A. The group will read through the Al Het prayer and decide upon a sin from which they all regrettably derived pleasure (such as relishing in the suffering of an enemy), symbolized by the sweetness of the frosting and sugar cookie. Each person should write at least one letter of the sin, using the frosting tube on the sugar cookie. Then they express their regret for not only sinning, but for taking pleasure in any sinful activity, and they affirm:

“There is no sweetness in sin, only destruction of self, holiness, and community.”

And finally they destroy the sin by tearing apart the cookie and crumbling it into the water, as in a traditional tashlich ceremony.

B. Each individual in the group will read through the Al Heit prayer and write on a small piece of paper a sin that he or she feels could consume him or her as an individual, if left unchecked. He or she then recites:

“I have been burned but not fully consumed by this sin. May this sin be ripped apart, and the bonds with those I love not be ripped apart by my hurtful actions. May this sin be fully consumed by the fire and thoroughly eradicated as the evil of Amalek.”

Then each person rips apart the sin and tosses the small bits of paper into the fire.

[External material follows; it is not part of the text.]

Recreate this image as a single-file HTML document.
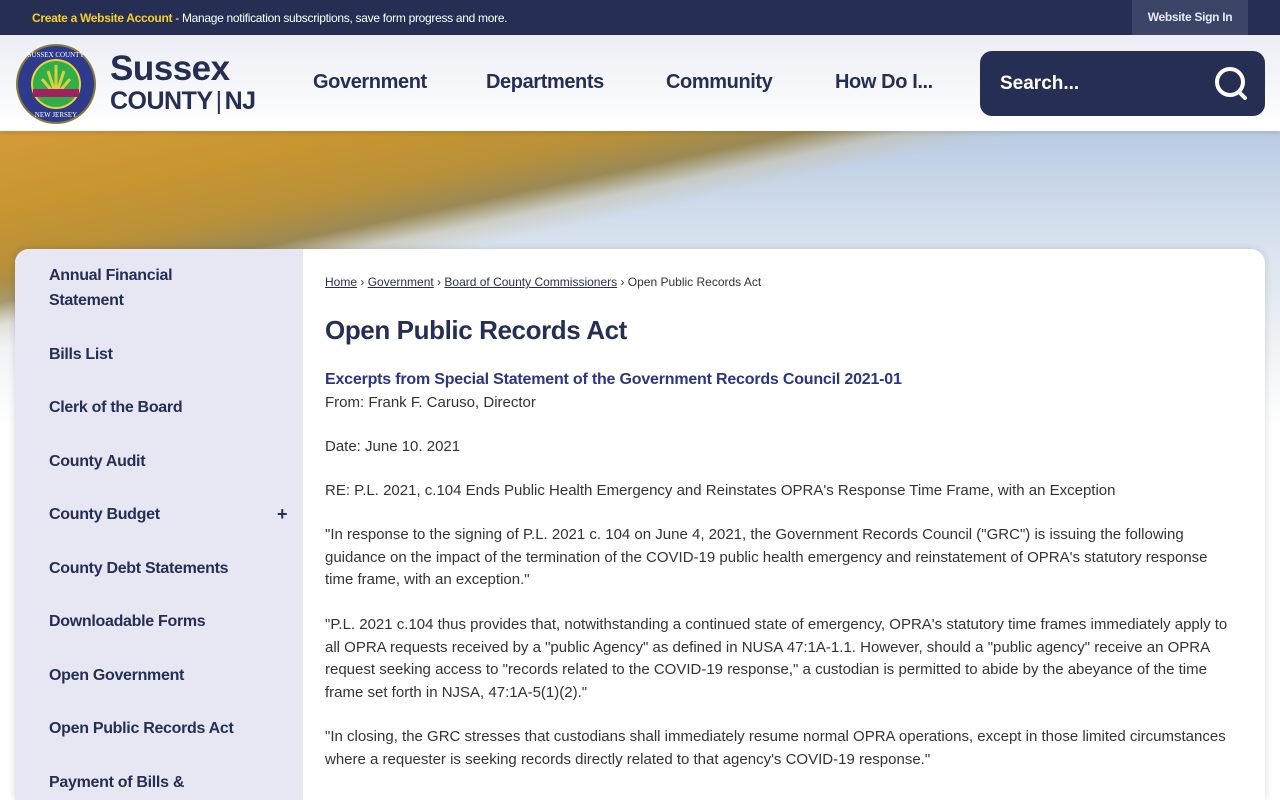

C. Each individual in the group should pick a partner for this part of the ritual. One partner inflates a balloon, but does not tie it shut. He or she simply pinches the bottom shut, so air cannot yet escape. This is to create a symbolic “strangling” to replace the death by strangling mentioned in Un’taneh Tokef. But in this case, it is the strangling of a balloon which invokes the sin of lashon hara (gossip), rather than the strangling of a presumed sinner.

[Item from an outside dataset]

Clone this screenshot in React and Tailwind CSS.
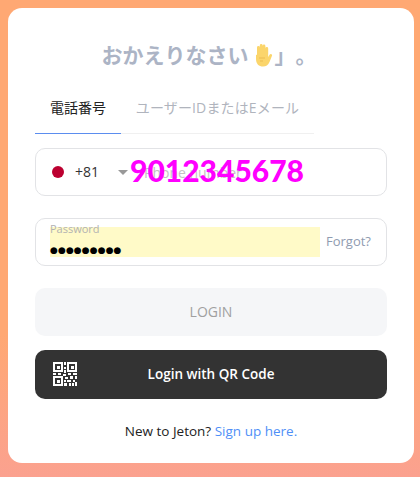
import React from 'react';

const QrIcon = () => (
  <svg width="24" height="24" viewBox="0 0 24 24" fill="#fff" shapeRendering="crispEdges">
    <path fillRule="evenodd" d="M0 0h10v10H0zM2 2v6h6V2zM3.500 3.500h3v3h-3zM14 0h10v10H14zM16 2v6h6V2zM17.500 3.500h3v3h-3zM0 14h10v10H0zM2 16v6h6v-6zM3.500 17.500h3v3h-3z" />
    <path d="M11 0h2v3h-2zM11 5h2v2h-2zM11 8h2v3h-2zM0 11h3v2H0zM5 11h3v2H5zM10 12h3v2h-3zM15 11h3v2h-3zM20 11h4v2h-4zM12 15h3v2h-3zM17 14h3v3h-3zM22 14h2v3h-2zM11 18h2v2h-2zM14 18h4v2h-4zM20 18h2v2h-2zM11 21h3v3h-3zM16 21h2v3h-2zM19 21h2v3h-2zM22 20h2v4h-2z" />
  </svg>
);

const HandIcon = () => (
  <svg width="22" height="24" viewBox="0 0 22 24" className="mx-[2px] shrink-0">
    <path
      fill="#fbd56b"
      d="M6 12V4.500a1.400 1.400 0 0 1 2.800 0V2.500a1.400 1.400 0 0 1 2.800 0V3a1.400 1.400 0 0 1 2.800 0v2.500a1.400 1.400 0 0 1 2.800 0V14l1.500-2.500c.8-1.300 3-.3 2.300 1.300L18.500 19c-1.200 3-3.500 4.500-6.500 4.500-4 0-7-2.500-7-7.500v-3.500a.5.5 0 0 1 1-.5z"
    />
    <path fill="none" stroke="#eab64c" strokeWidth="0.8" d="M8 15h6M9 18h3" />
  </svg>
);

const App = () => {
  return (
    <div className="h-[477px] w-[420px] overflow-hidden bg-gradient-to-b from-[#ffa873] from-70% to-[#fba18f] pt-2 pl-2 font-['Open_Sans','Noto_Sans_CJK_JP',sans-serif]">
      <div className="h-[455px] w-[406px] rounded-[14px] bg-white px-[27px]">
        <h1 className="flex h-[62px] items-end justify-center pr-[4px] text-[21px] leading-[30px] font-bold text-[#acb4c5] [text-spacing-trim:space-all]">
          おかえりなさい
          <span className="mb-[3px]"><HandIcon /></span>
          」。
        </h1>

        {/* Tabs */}
        <div className="mt-[6px] flex h-[58px] w-[279px] border-b border-[#f0f0f0] text-sm">
          <div className="-mb-px flex w-[86px] items-center justify-center border-b border-[#5b8def] pt-[6px] text-[#222]">
            電話番号
          </div>
          <div className="flex flex-1 items-center justify-center pt-[6px] tracking-[0.150px] text-[#b0b4bd]">
            ユーザーIDまたはEメール
          </div>
        </div>

        {/* Phone */}
        <div className="mt-[14px] flex h-[48px] items-center rounded-[10px] border border-[#e2e3e6] pl-[16px]">
          <span className="h-[12px] w-[12px] rounded-full bg-[#bc0030]" />
          <span className="ml-[11px] text-sm text-[#333]">+81</span>
          <span className="ml-[19px] h-0 w-0 border-x-[5px] border-t-[5px] border-x-transparent border-t-[#999]" />
          <div className="relative ml-[2px] flex-1">
            <span className="pl-[14px] text-sm text-[#c4c4c4]">Phone number</span>
            <span className="absolute top-[-7px] left-0 font-['Lato',sans-serif] text-[30px] leading-[34px] font-black text-[#ff00ff]">
              9012345678
            </span>
          </div>
        </div>

        {/* Password */}
        <div className="mt-[22px] flex h-[48px] items-center rounded-[10px] border border-[#e2e3e6] pl-[14px]">
          <div className="relative h-[30px] w-[270px] bg-[#fffac8] pt-[15px]">
            <span className="absolute top-[-6px] left-0 text-[11px] leading-4 text-[#b2b2b2]">Password</span>
            <span className="block font-['DejaVu_Sans',sans-serif] text-[9px] leading-4 tracking-[0.100px] text-black">●●●●●●●●●</span>
          </div>
          <span className="ml-[6px] text-[13px] text-[#8f9bb0]">Forgot?</span>
        </div>

        {/* Buttons */}
        <button className="mt-[22px] block h-[48px] w-full rounded-[10px] bg-[#f5f6f8] text-sm font-medium text-[#a0a0a0]">
          LOGIN
        </button>
        <button className="relative mt-[14px] flex h-[49px] w-full items-center justify-center rounded-[10px] bg-[#333] text-[13.500px] font-semibold text-white">
          <span className="absolute top-[12px] left-[18px]"><QrIcon /></span>
          Login with QR Code
        </button>

        <p className="mt-[22px] text-center text-[13.500px] text-[#222]">
          New to Jeton? <span className="text-[#4f8ff7]">Sign up here.</span>
        </p>
      </div>
    </div>
  );
};

export default App;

The second partner then uses a permanent marker to gently write “lashon hara” or “gossip” onto the balloon to enact the symbolism. Then they recite together:

“May the cruelty of our tongues and the loose blabbering of our lips cease, as the air ceases to inflate this vessel of lashon hara.”

And they slowly release the air from the balloon, while contemplating its crude similarity to speaking lashon hara and considering the need to “strangle” or take away the airtime given to lashon hara (gossip) in our communities.

D. The group will read through the Al Het prayer and decide upon a sin that stands like a tower in their lives (whether in the sense of being prominent, powerful, or long-standing). Then together they will build a tower or sandcastle onto which they will write the sin (if the tower is made of blocks, participants can write the sin on a piece of masking tape and put the tape near the top of the block tower).

“No longer will we dwell in the shadow of sin, with the pure light of goodness and righteousness obscured from our eyes. May the Rock of our lives give us the strength to topple the towers of sin that barricade our hearts seeing from the plight or perspective of the outsider.”

Then they will carefully throw rocks (or smaller building blocks) at the tower until it is destroyed. If the small rocks are unable to knock down the tower, ritual participants can use their fists as symbolic “rocks” to complete the destruction of the sin’s fortress.

After having completed the mini-ritual at each station, all groups will return to their original stations, and repeat the refrain from the prayer Un’taneh Tokef:

וּתְשׁוּבָה וּתְפִלָּה וּצְדָקָה מַעֲבִירִין אֶת רעַ הַגְּזֵרָה

(U-t-shu-va u-t’-fi-lah u-tz’-da-ka ma-a-vi-rin et ro-a ha-g’-zei-rah)

“May we turn from these sins in full teshuvah (repentance), with fervent prayer, and with eagerness to carry out acts of tzedakah, so that our own actions will transform this this world, from a world of harshness to a world of compassion, from a world of ignorance to a world of enlightenment, from a world of death to a world of life renewed, and from a world where sin destroys us to a world where we destroy sin.”